Indeed, Israel’s defence policy for a long time has focused on making sure no Middle Eastern country ever acquires a nuclear weapon that could threaten its security – hence, its sabotage attacks on Iranian and Iraqi nuclear facilities.

That its leadership is not too worried about a nuclear Saudi Arabia is quite telling. It means that normalisation of Saudi-Israeli relations has advanced so far that Tel Aviv feels confident enough that a Saudi nuclear programme would not constitute a threat. It also means that it intends to be involved in the process in order to control it and make sure Saudi Arabia does not achieve military equity with its defence capabilities.

The reason why a Saudi nuclear programme is in the interest of the Israeli settler colony is very simple: It would fuel Saudi-Iranian rivalry, keeping them in a permanent state of war in the shadow of nuclear proliferation, which is good for Zionism, and of course, for the Israeli arms industry. It would keep the populations of both countries preoccupied with the imagined Sunni-Shia conflict and make them increasingly oblivious to the plight of the Palestinian people and the desecration of the holy sites in Jerusalem. 

The prospects of these two regional adversaries being embroiled in perpetual conflict, while chasing after a nuclear programme, frees up Israel to steal the rest of Palestine. It also reinforces the myth Israel has put much effort into maintaining: that it is “an island of democracy in a sea of instability” in the Middle East. It is a myth often used to justify why the US should continue to extend unconditional support for the Israeli state.

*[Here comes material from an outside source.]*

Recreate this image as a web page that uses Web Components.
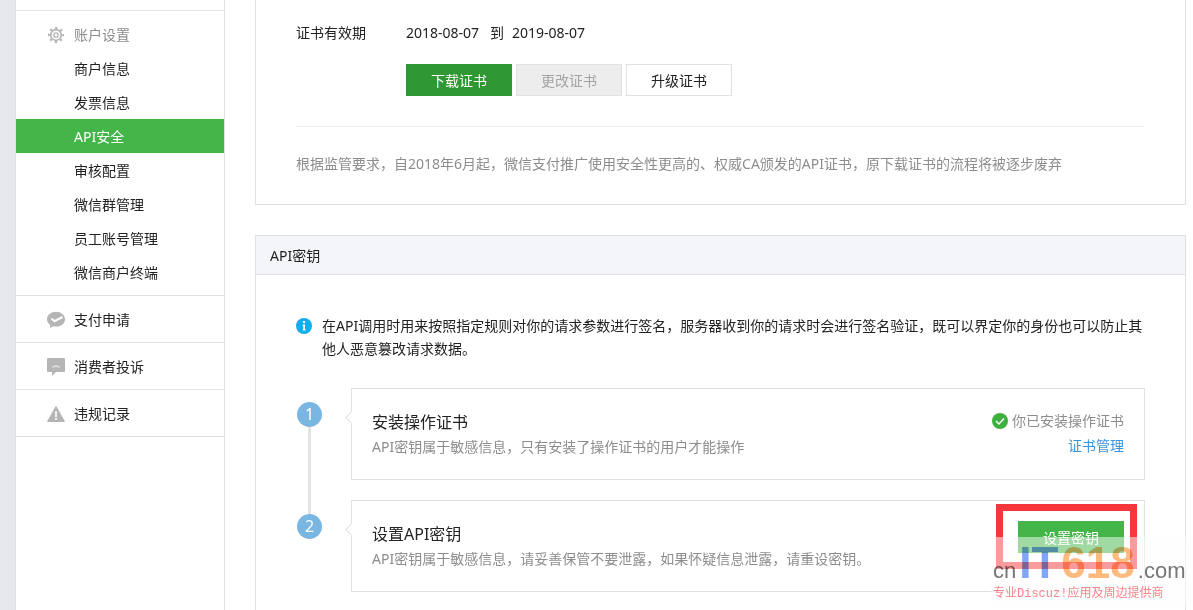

Spreading US ‘best practice’ 

In his column for the Financial Times, British journalist Edward Luce offers a crucial warning about the dangerous corruption of Kushner’s deals with MBS: “In the cold war, US nuclear diplomacy was called ‘atoms for peace’. In this case, it looks more like ‘atoms for bailout’.”

But while criticising the Trump administration, Luce succumbs to delusional old-fashioned Orientalism, claiming that: “US administrations used to spread best practice to the Middle East and beyond – or at least to pay lip service. Under Mr Trump, the flow has reversed. Washington is importing the Gulf’s culture of patronage clientelism.”

When precisely was it, pray do tell, that US “spread best practice to the Middle East and beyond?” When in collaboration with British intelligence, it staged a military coup in Iran, removing a widely popular and democratically elected prime minister? Or when lying to the world that Saddam Hussein had weapons of mass destruction and defying the United Nations, it invaded Iraq, precipitating the murder of hundreds of thousands of Iraqis, the incitement of sectarian hatred and the complete annihilation of the country’s infrastructure?

And how is it that the home-grown maleficence of a real estate mogul, accused of a litany of fraud and tax evasion crimes, and the greed of his equally suspect son-in-law are somehow rooted in “the Gulf’s culture of patronage and clientelism”?

It turns my stomach to see how opinion makers in the US and the UK are so pathologically oblivious to the terror of their Orientalism that right in the middle of assessing the horrors their countries are perpetrating around the globe, they still manage to blame us for what they do to us. 

Donald Trump is as corrupt as Tony Blair or even worse – one a blue-blooded American from New York and the other a blue-blooded Brit from Edinburgh, Scotland. They are yours, the product of your societies, so own them up.

That both of them have sowed chaos and endangered regional and global peace in the pursuit of self-enrichment and self-aggrandizement has much to do with the colonial cultures from which they hail. And it is the imperial power they have projected and exploited that has contributed greatly to the entrenchment of “the culture of patronage clientelism”, corruption and authoritarianism in the Middle East and beyond.  

The views expressed in this article are the author’s own and do not necessarily reflect Al Jazeera’s editorial stance.